Champion of pedal power never gives up
Ines Brunn loves bikes. The German has lived in Beijing for more than 10 years and in that time has had a lot to say about what the city should do to promote cycling.
Her passion for cycling is well known among expatriates in the capital.
Her activities revolving around two wheels include performing bike tricks at charity events and taking part in discussions about cycling as an unofficial spokeswoman for the cyclists of the city.
"I hope that people in the city think that cycling is very cool," she says in Beijing-accented Mandarin.
She has a bicycle shop called Natooke in the hip Wudaoying hutong in the city center that she opened in 2009, said to be the first workshop for fixed-gear bicycles in China.
At the time, cycling on single-speed bicycles emerged as a subculture in some Western countries, but Brunn could not find spare parts for her bike in China.
Eight years earlier when she had arrived in Beijing to work for a telecommunications company, the streets of the city were crammed with cyclists.

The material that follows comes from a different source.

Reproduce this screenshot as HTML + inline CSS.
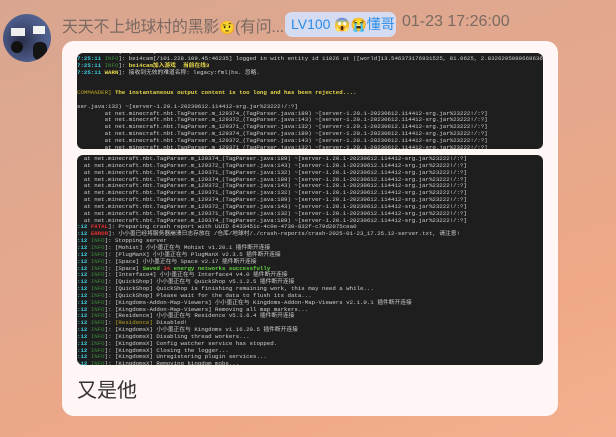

The great bulk of the bikes were either the chunky Chinese Pigeon brand or another Chinese brand, Forever.
However, at the start of the century sales of the brands were beginning to fall sharply.
In 2009 no more than 300 Flying Pigeons were produced, and it is easy to see why: that year China surpassed the United States to become the world's biggest car market by vehicles sold.
"At the time, if you still rode a bike it meant you were poor," Brunn says.
It was not as though she had not done her bit trying to bring the fall in sales to a halt, or at least to slow it.
After her initial visit to the country she had left, but returned in 2004 with the intention of staying permanently. Aware that the number of cyclists was falling, she began working with environmental organizations encouraging more people to adopt the two-wheeled lifestyle.
"People were listening but they didn't want to change," she says. "I realized that trying to change people's attitudes toward bicycles was not working."
She opened the fixed-gear workshop believing that if cycling was presented as a trendy lifestyle this would greatly help promote the use of cycles.
Her customers were not only individuals but governmental organizations, too, such as the European Union embassy in Beijing.
Brunn then opened another workshop, in Chengdu, capital of Sichuan province.
For climatic reasons, many bicycles in Chengdu are made of bamboo, and the city frequently hosts large cycling events.
In 2010 she and two others founded an organization called Smarter Than Cars, which they regard as a kind of two-wheeler think tank, and Brunn is a frequent guest in forums on cycling.
Chinese need to see cycling as more than just a means of commuting, she says, and more as a form of modern life.
Brunn says she first became interested in cycling when she was 13 and became competent at performing bicycle gymnastics.
More and more young people are taking up cycling, she says, and she is optimistic about its future in China. That optimism is fueled in part by the vision the municipality of Beijing has for public transport.
It has said it wants public transport to account for 20 percent of road traffic by 2020, and that its plans call for many bicycles on the roads. Brunn says that she hopes this means that one day the highways in the city will have bike lanes.
The city is a natural choice for bicycle businesses, too, because it is endowed with flat, wide cycle lanes as well as other features that favor cycling, she says.